SPEECH
OVERVIEW & WHY
Our approach to speech is through Knight-Thompson Speechwork (KTS). This is a technique developed here at UCI by Dudley Knight and Philip Thompson, our current head of Speech. KTS is taught at numerous actor training programs, and holds ongoing training courses for teachers nationally and internationally. The central principles of our speech work could be grouped into three categories: Utility, Flexibility, and Intelligibility. Acting in accent is a complex task and requires a great deal of analytical and descriptive understanding, but it is also a performance task that must be embodied and integrated with the totality of an actor’s performance skills and sensitivities. We are concerned with developing our students’ ability to perceive and analyze the component parts of an accent, while strengthening the skills that lead to fluent and authentic performance.
UTILITY
We believe that the speech skills taught to actors should have a utility for the actor’s artistic work. These should integrate with the rest of the actor’s skills, and should be taught in such a way as to maximize the actor’s growth rather than the teacher’s convenience. Rather than teaching towards a single pattern of speech, we favor skill training that prioritizes adaptability.
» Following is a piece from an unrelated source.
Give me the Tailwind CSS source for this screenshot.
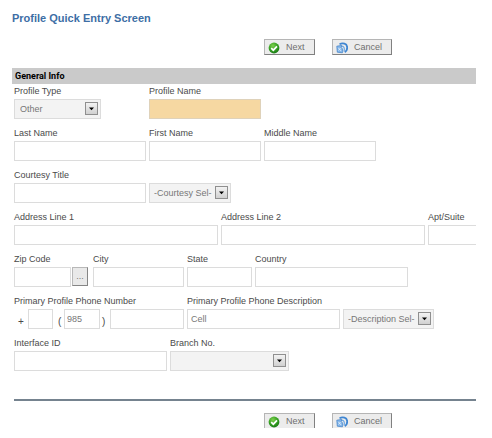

In addition to these principles, and flowing directly from them are the goals that arise from particular needs of each acting project. For example, contained within the set of possible patterns of speech activity are the varieties of speech that we would call “accent” or “dialect.”
FLEXIBILITY
Actors must constantly adapt the way they speak to the circumstances of the character, language and the world of the production. They must work under a wide range of acoustic conditions, and because language itself is in a constant state of flux there is no constant form of speech that will always meet these needs. This means that training for flexibility in adopting appropriate physical skills, and responsiveness to the needs of the moment is of far greater value than training for conformity to a fixed standard. Our work on accents follows naturally from our initial work on awareness, articulatory skill, and building confidence in fine-tuning the flow of speech. In particular, working through awareness of the physical actions of articulation and encountering all the sounds of human speech equips students to quickly perceive and reproduce the details of an unfamiliar accent.
INTELLIGIBILITY
It’s important to recognize, however, that the pursuit of intelligibility in speech training has often been invoked along with a call for correctness or beauty. We seek to isolate intelligibility, and those skills that promote it as a goal independent of other concerns. In fact, we feel that pursuing ideals of beauty and correctness in speech as though they were the same as intelligibility can seriously interfere with the utility and flexibility of actors’ speech skills. Whatever each role, or each moment might demand, it can be taken as a given that an actor’s speech must be understood by an audience.